Pictures within the data are to be left out; everything else must be reproduced exactly.
— begin GIVEN INFORMATION —
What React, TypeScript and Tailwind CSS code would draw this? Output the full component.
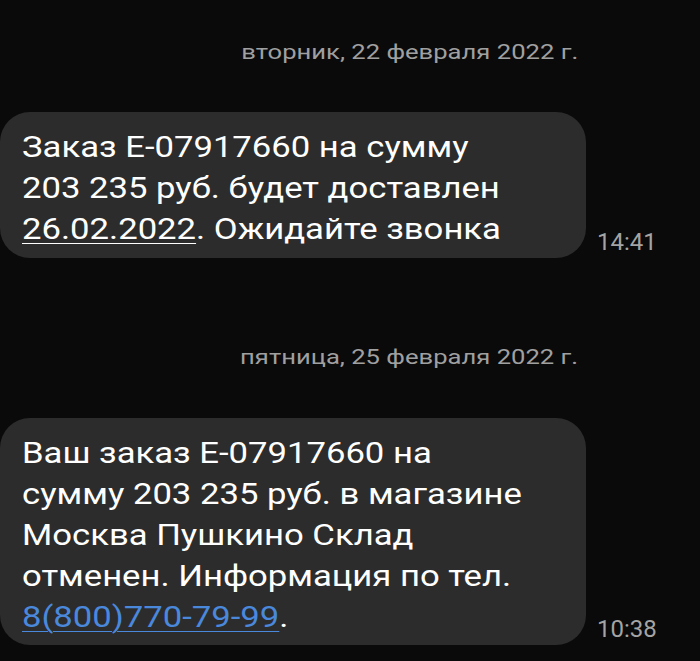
import React from "react";

function DateHeader({ text, className }: { text: string; className: string }) {
  return (
    <div className={`pr-[122px] text-right text-[20px] leading-[28px] text-[#a0a0a0] ${className}`}>
      <span className="inline-block origin-right scale-x-[1.28]">{text}</span>
    </div>
  );
}

export default function App() {
  return (
    <div
      className="w-[700px] h-[661px] bg-[#0a0a0a] overflow-hidden"
      style={{ fontFamily: "Roboto, 'Noto Sans', sans-serif" }}
    >
      <DateHeader text="вторник, 22 февраля 2022 г." className="pt-[38px]" />

      <div className="mt-[46px] flex items-end">
        <div className="w-[586px] shrink-0 rounded-[30px] bg-[#2c2c2c] pl-[22px] pt-[14px] pb-[9px] text-[30px] leading-[41px] text-white">
          <div className="origin-left scale-x-[1.155]">
            <div>Заказ Е-07917660 на сумму</div>
            <div>203 235 руб. будет доставлен</div>
            <div>
              <span className="underline decoration-1 underline-offset-[4px]">26.02.2022</span>. Ожидайте звонка
            </div>
          </div>
        </div>
        <div className="ml-[11px] mb-[2px] text-[24px] leading-[28px] text-[#a4a4a4]">14:41</div>
      </div>

      <DateHeader text="пятница, 25 февраля 2022 г." className="mt-[85px]" />

      <div className="mt-[47px] flex items-end">
        <div className="w-[586px] shrink-0 rounded-[30px] bg-[#2c2c2c] pl-[22px] pt-[14px] pb-[8px] text-[30px] leading-[41px] text-white">
          <div className="origin-left scale-x-[1.155]">
            <div>Ваш заказ Е-07917660 на</div>
            <div>сумму 203 235 руб. в магазине</div>
            <div>Москва Пушкино Склад</div>
            <div>отменен. Информация по тел.</div>
            <div>
              <span className="text-[#4a88dc] underline decoration-1 underline-offset-[4px]">8(800)770-79-99</span>.
            </div>
          </div>
        </div>
        <div className="ml-[11px] mb-[2px] text-[24px] leading-[28px] text-[#a4a4a4]">10:38</div>
      </div>
    </div>
  );
}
— end GIVEN INFORMATION —
▶ **WORKED ANSWER**:
What React, TypeScript and Tailwind CSS code would draw this? Output the full component.
import React from "react";

function DateHeader({ text, className }: { text: string; className: string }) {
  return (
    <div className={`pr-[122px] text-right text-[20px] leading-[28px] text-[#a0a0a0] ${className}`}>
      <span className="inline-block origin-right scale-x-[1.28]">{text}</span>
    </div>
  );
}

export default function App() {
  return (
    <div
      className="w-[700px] h-[661px] bg-[#0a0a0a] overflow-hidden"
      style={{ fontFamily: "Roboto, 'Noto Sans', sans-serif" }}
    >
      <DateHeader text="вторник, 22 февраля 2022 г." className="pt-[38px]" />

      <div className="mt-[46px] flex items-end">
        <div className="w-[586px] shrink-0 rounded-[30px] bg-[#2c2c2c] pl-[22px] pt-[14px] pb-[9px] text-[30px] leading-[41px] text-white">
          <div className="origin-left scale-x-[1.155]">
            <div>Заказ Е-07917660 на сумму</div>
            <div>203 235 руб. будет доставлен</div>
            <div>
              <span className="underline decoration-1 underline-offset-[4px]">26.02.2022</span>. Ожидайте звонка
            </div>
          </div>
        </div>
        <div className="ml-[11px] mb-[2px] text-[24px] leading-[28px] text-[#a4a4a4]">14:41</div>
      </div>

      <DateHeader text="пятница, 25 февраля 2022 г." className="mt-[85px]" />

      <div className="mt-[47px] flex items-end">
        <div className="w-[586px] shrink-0 rounded-[30px] bg-[#2c2c2c] pl-[22px] pt-[14px] pb-[8px] text-[30px] leading-[41px] text-white">
          <div className="origin-left scale-x-[1.155]">
            <div>Ваш заказ Е-07917660 на</div>
            <div>сумму 203 235 руб. в магазине</div>
            <div>Москва Пушкино Склад</div>
            <div>отменен. Информация по тел.</div>
            <div>
              <span className="text-[#4a88dc] underline decoration-1 underline-offset-[4px]">8(800)770-79-99</span>.
            </div>
          </div>
        </div>
        <div className="ml-[11px] mb-[2px] text-[24px] leading-[28px] text-[#a4a4a4]">10:38</div>
      </div>
    </div>
  );
}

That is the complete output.